A constitution is the legal document that governs the legitimacy of government action. It requires official conduct to be in accordance with pre-fixed legal rules. In this respect, constitution checks whether the act of government is legitimate and whether officials conduct their public duties in accordance with the laws pre-fixed/pre-determined in advance.

A constitution guarantees the following: limitation of power (limited government). Separation of powers (checks and balances). Responsible and accountable government. Rule of law. 

Independent judiciary. Respect for individual rights. Respect for self-determination. Civilian control of the military. Police governed by law and judicial control.

Nigeria has become a laboratory for authoritarian under a democratic experiment. The regime of General Muhammadu Buhari, The Butcher of Aso Rock, has transformed the 1999 Constitution and state apparatuses in an illiberal way. The political sphere has been monopolized in favor of Fulanis, while attacks against important actors from civil society and other critics of the government are common. 

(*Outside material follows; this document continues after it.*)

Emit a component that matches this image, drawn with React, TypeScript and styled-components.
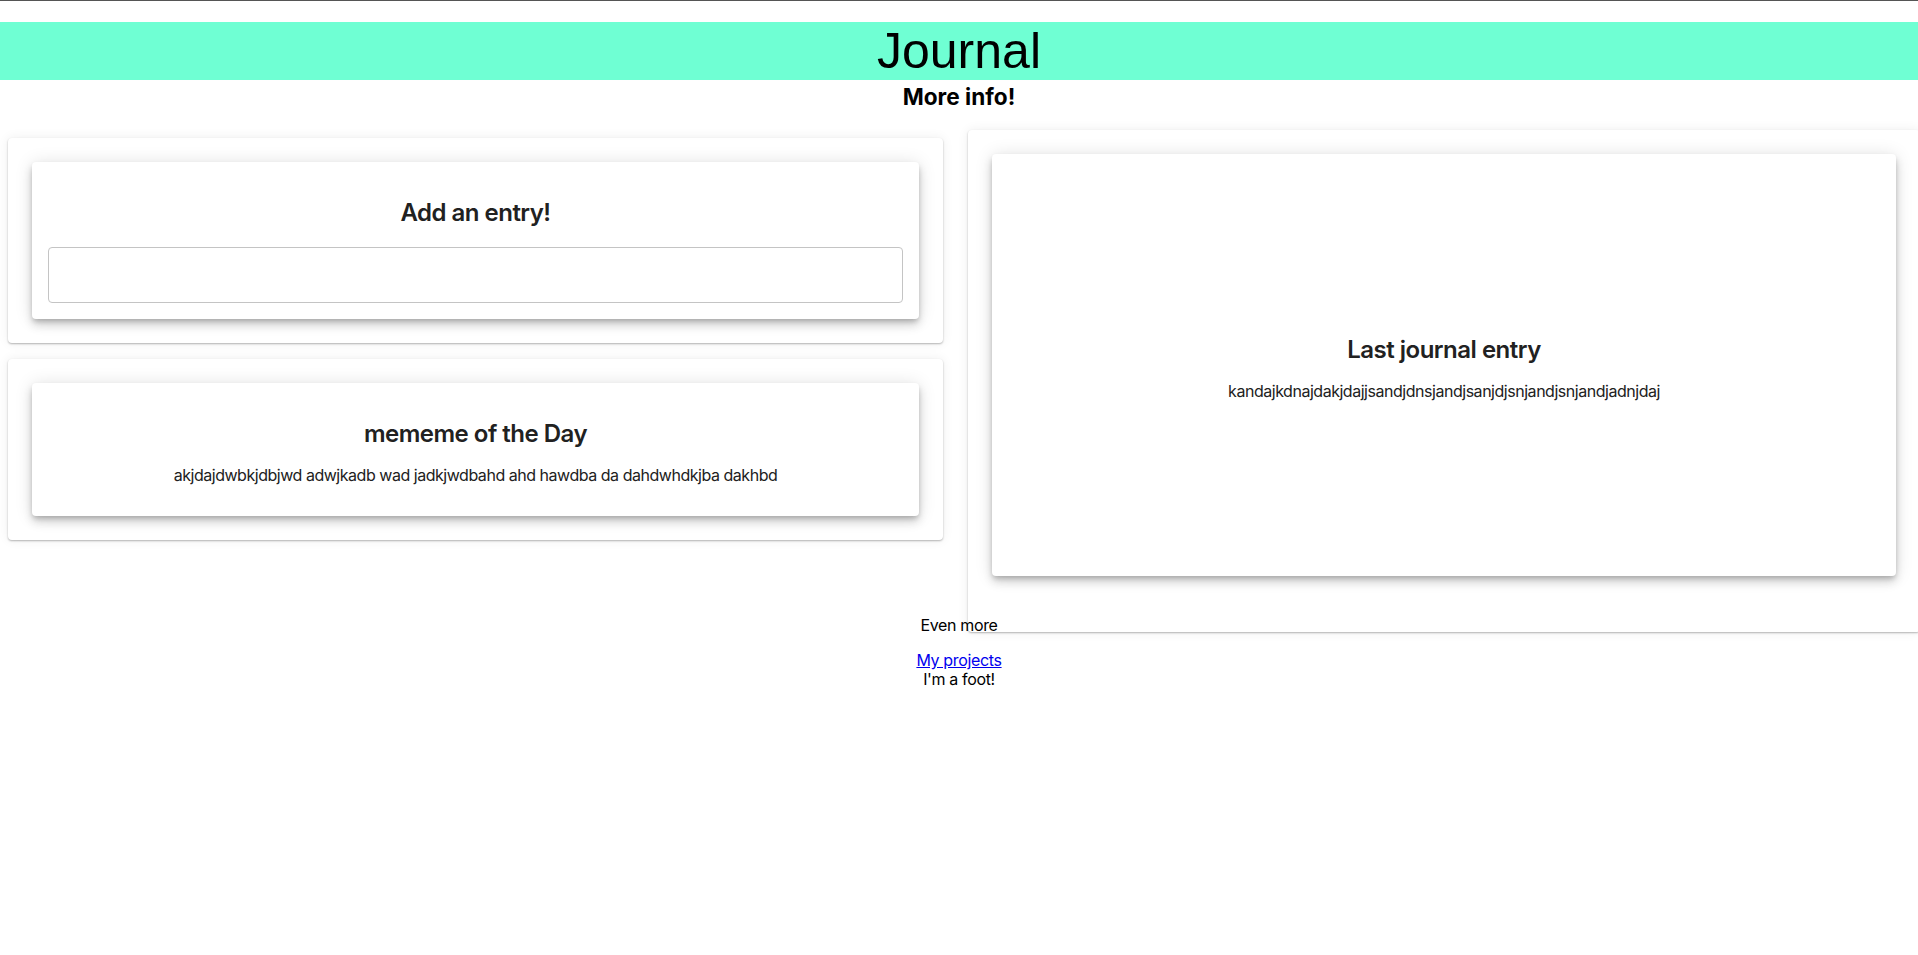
import styled, { createGlobalStyle } from 'styled-components';

const GlobalStyle = createGlobalStyle`
  html, body {
    margin: 0;
    padding: 0;
    background: #ffffff;
    overflow-x: hidden;
  }

  body {
    font-family: Inter, 'Noto Sans', sans-serif;
    font-size: 16px;
    color: #000000;
  }
`;

const Page = styled.div`
  min-height: 955px;
  border-top: 1px solid #555555;
`;

const TitleBar = styled.h1`
  margin: 21px 0 0;
  background-color: #6fffd3;
  font-family: 'Liberation Sans', Arial, sans-serif;
  font-size: 50px;
  font-weight: 400;
  line-height: 58px;
  text-align: center;
  color: #000000;
`;

const SubTitle = styled.h2`
  margin: 3px 0 0;
  font-family: Inter, sans-serif;
  font-size: 22.6px;
  font-weight: 700;
  line-height: 27px;
  text-align: center;
`;

const Row = styled.main`
  margin-top: 20px;
  height: 470px;
  display: grid;
  grid-template-columns: 943px 952px;
  column-gap: 25px;
  align-items: start;
`;

const LeftColumn = styled.section`
  display: flex;
  flex-direction: column;
  gap: 16px;
  padding: 8px 0 0 8px;
`;

const OuterCard = styled.div<{ $tall?: boolean }>`
  background: #ffffff;
  border-radius: 4px;
  padding: ${({ $tall }) => ($tall ? '24px 24px 56px' : '24px')};
  box-shadow: 0 0 12px rgba(0, 0, 0, 0.07), 0 1px 2px rgba(0, 0, 0, 0.28);
`;

const InnerCard = styled.div<{ $height?: number }>`
  background: #ffffff;
  border-radius: 4px;
  padding: 16px;
  text-align: center;
  color: #212121;
  box-shadow: 0 3px 5px -1px rgba(0, 0, 0, 0.2), 0 6px 10px 0 rgba(0, 0, 0, 0.14),
    0 1px 18px 0 rgba(0, 0, 0, 0.12);
  ${({ $height }) =>
    $height
      ? `
    height: ${$height}px;
    box-sizing: border-box;
    display: flex;
    flex-direction: column;
    justify-content: center;
  `
      : ''}
`;

const CardTitle = styled.h2`
  margin: 20px 0;
  font-size: 24px;
  font-weight: 600;
  line-height: 29px;
  letter-spacing: -0.5px;
`;

const CardText = styled.p`
  margin: -2px 0 15px;
  font-size: 16px;
  line-height: 19px;
  letter-spacing: -0.47px;
`;

const EntryInput = styled.input`
  display: block;
  width: 100%;
  height: 56px;
  box-sizing: border-box;
  border: 1px solid #c4c4c4;
  border-radius: 4px;
  font-family: Inter, sans-serif;
  font-size: 16px;
  padding: 0 14px;
  outline: none;
`;

const EvenMore = styled.p`
  margin: 16px 0;
  text-align: center;
  line-height: 19px;
  letter-spacing: -0.35px;
`;

const Footer = styled.footer`
  text-align: center;
  line-height: 19px;
  letter-spacing: -0.35px;

  a {
    color: #0000ee;
  }
`;

export default function App() {
  return (
    <>
      <GlobalStyle />
      <Page>
        <TitleBar>Journal</TitleBar>
        <SubTitle>More info!</SubTitle>
        <Row>
          <LeftColumn>
            <OuterCard>
              <InnerCard>
                <CardTitle>Add an entry!</CardTitle>
                <EntryInput type="text" />
              </InnerCard>
            </OuterCard>
            <OuterCard>
              <InnerCard>
                <CardTitle>mememe of the Day</CardTitle>
                <CardText>akjdajdwbkjdbjwd adwjkadb wad jadkjwdbahd ahd hawdba da dahdwhdkjba dakhbd</CardText>
              </InnerCard>
            </OuterCard>
          </LeftColumn>
          <OuterCard $tall>
            <InnerCard $height={422}>
              <CardTitle>Last journal entry</CardTitle>
              <CardText>kandajkdnajdakjdajjsandjdnsjandjsanjdjsnjandjsnjandjadnjdaj</CardText>
            </InnerCard>
          </OuterCard>
        </Row>
        <EvenMore>Even more</EvenMore>
        <Footer>
          <a href="#projects">My projects</a>
          <div>I'm a foot!</div>
        </Footer>
      </Page>
    </>
  );
}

The authoritarian transformation of our democracy is linked to the forged, fraudulent, abusive and defective 1999 Constitution. The constitution has largely eroded our democratic order. A rash of recent incidents were made possible by the constitution for a dictator disguised as a civilian president to undermine our democracy. The 1999 Constitution was designed to construct Nigeria as a competitive authoritarian regime, ensures elections are rife with corruption, rigging, ballot box snatching, and vote-buying. Nigeria is governed like a police state. 

Before any elections are held in 2023, the following five requirements as contained in NINAS (Nigerian Indigenous Nationalities for Self-Determination) Constitution Force Majeure (CFM) must be met:

1. The federal government must acknowledge the constitutional grievances and sovereignty dispute declared by the peoples of South and Middle-Belt.

2. Federal government must decommission and jettison the 1999 Constitution as the basis for the federation of Nigeria as was done by the government of Apartheid South Africa in 1990, that dismantled the Apartheid Constitution.

3. Federal government must suspend further general elections under the disputed 1999 Constitution since winners of such elections will swear to and govern by that constitution. 

4. Federal government must initiate a fixed schedule for two-stage transitional process for Constituent Assembly to write a new constitution ratified by referendum and plebiscites, and to negotiate the terms of federating afresh as may be dictated by the outcomes of referendum and plebiscites.

5. A formal invitation to the peoples of the South and Middle-Belt to work out and put in place Transitional Authority which shall specify modalities for the transitioning process, including the composition and mandate of the Transitional Authority, as well as the time-frame for the transitioning and other ancillary matters.

There should be no elections in 2023 with abusive and defective 1999 Constitution because it is an instrument of oppression and subjugation by which minority Fulanis enslave the majority ethnic groups of Yorubas and Igbos.